Most of the above race conditions, thundering herd and other cascading issues mentioned are very much only ever visible in high scale systems, and even more so in AWS’s case.

I’ve only ever once seen the thundering herd problem in production when I was on-call at DAZN. Maybe thats a blog post for another day!

What have we learned?

Race conditions. You can build the most sophisticated system in the world, but if two pieces of code can step on each other’s toes at the wrong time, it can cause unexpected and unknown issues. The DynamoDB DNS issue was a subtle timing bug that only appeared under specific conditions.

The thundering herd problem. When DynamoDB came back online, DWFM tried to renew 100,000+ leases all at once. The system collapsed under its own recovery attempts. Jitter, backoff, queue-size based throttling, are common techniques to counter this.
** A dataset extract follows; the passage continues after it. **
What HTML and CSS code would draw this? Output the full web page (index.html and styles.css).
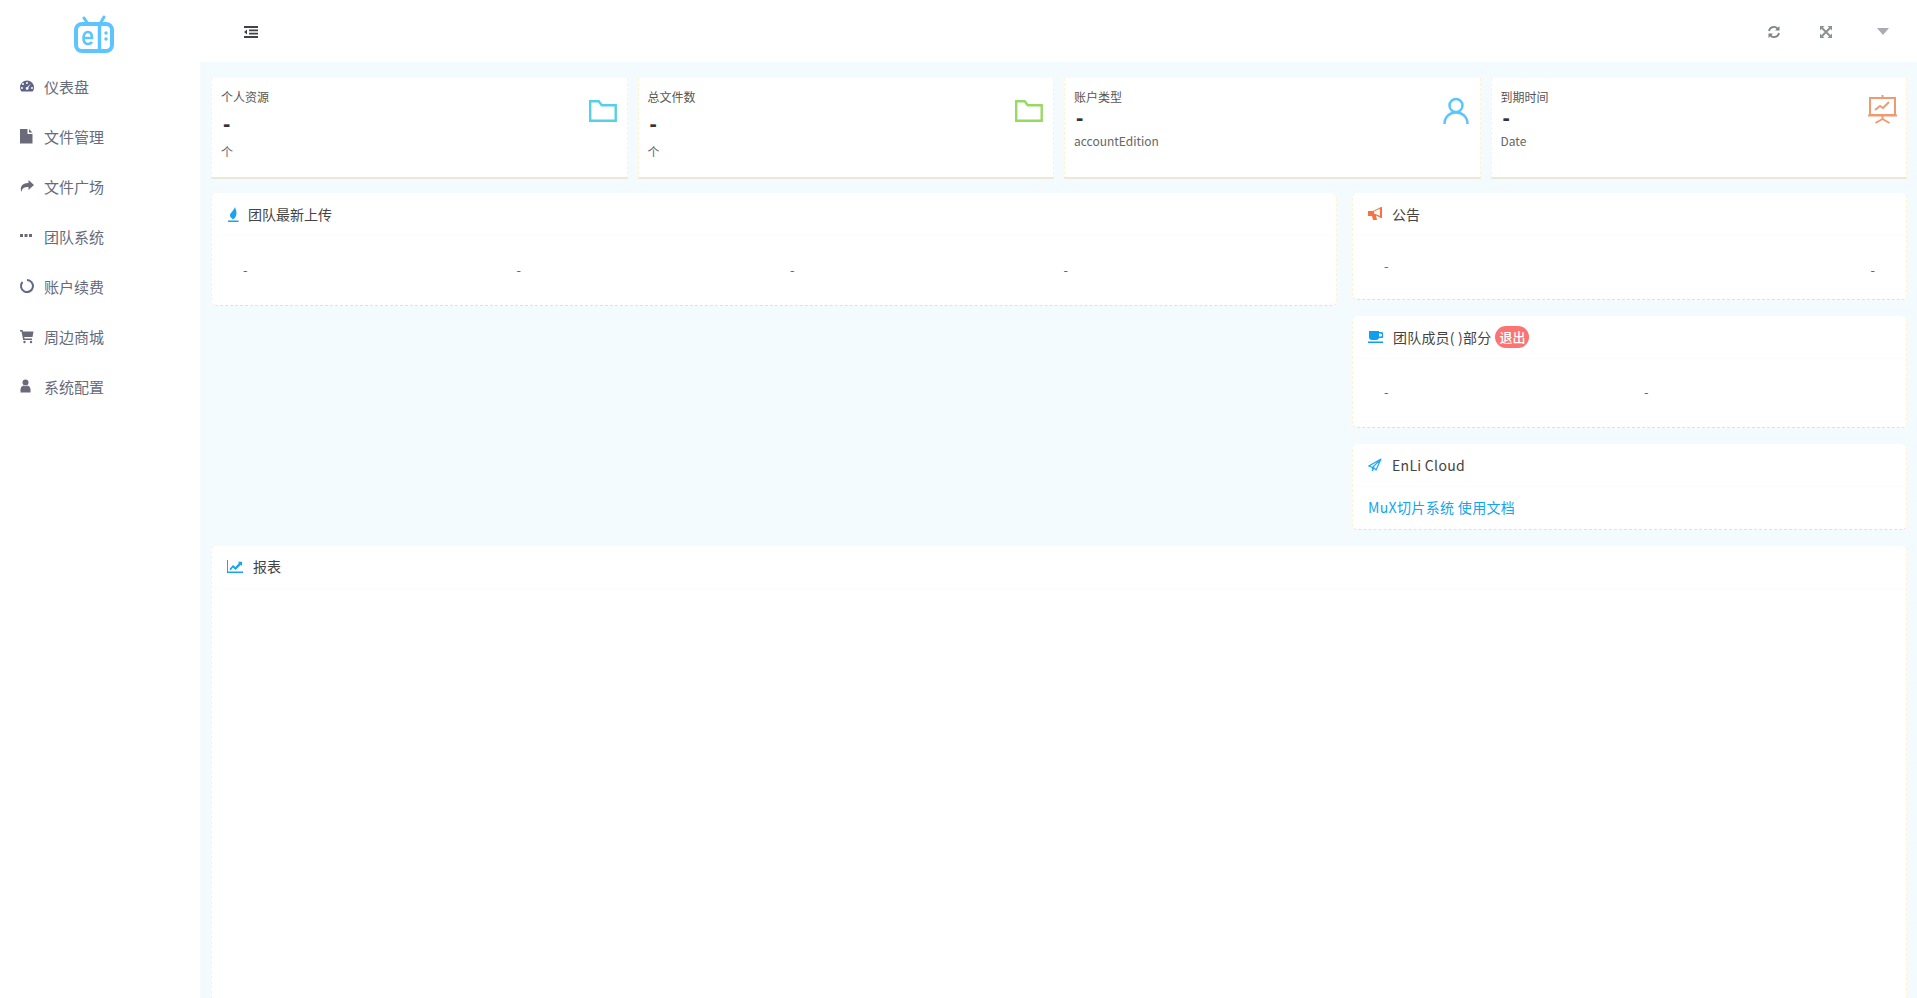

Not everything can be automated (can it?). The automation failed to fix the DNS issue. Engineers had to step in, disable systems, restart services, and manually restore things.

Cascading failures. DynamoDB broke, which broke EC2 leases, which triggered a thundering herd, which overloaded Network Manager, which broke NLB health checks. Each failure created the conditions for the next one.

Complexity. AWS have a large scale and complex DNS management system with planners and enactors running across multiple availability zones for resilience. The race condition created an invalid state that the system couldn’t recover from.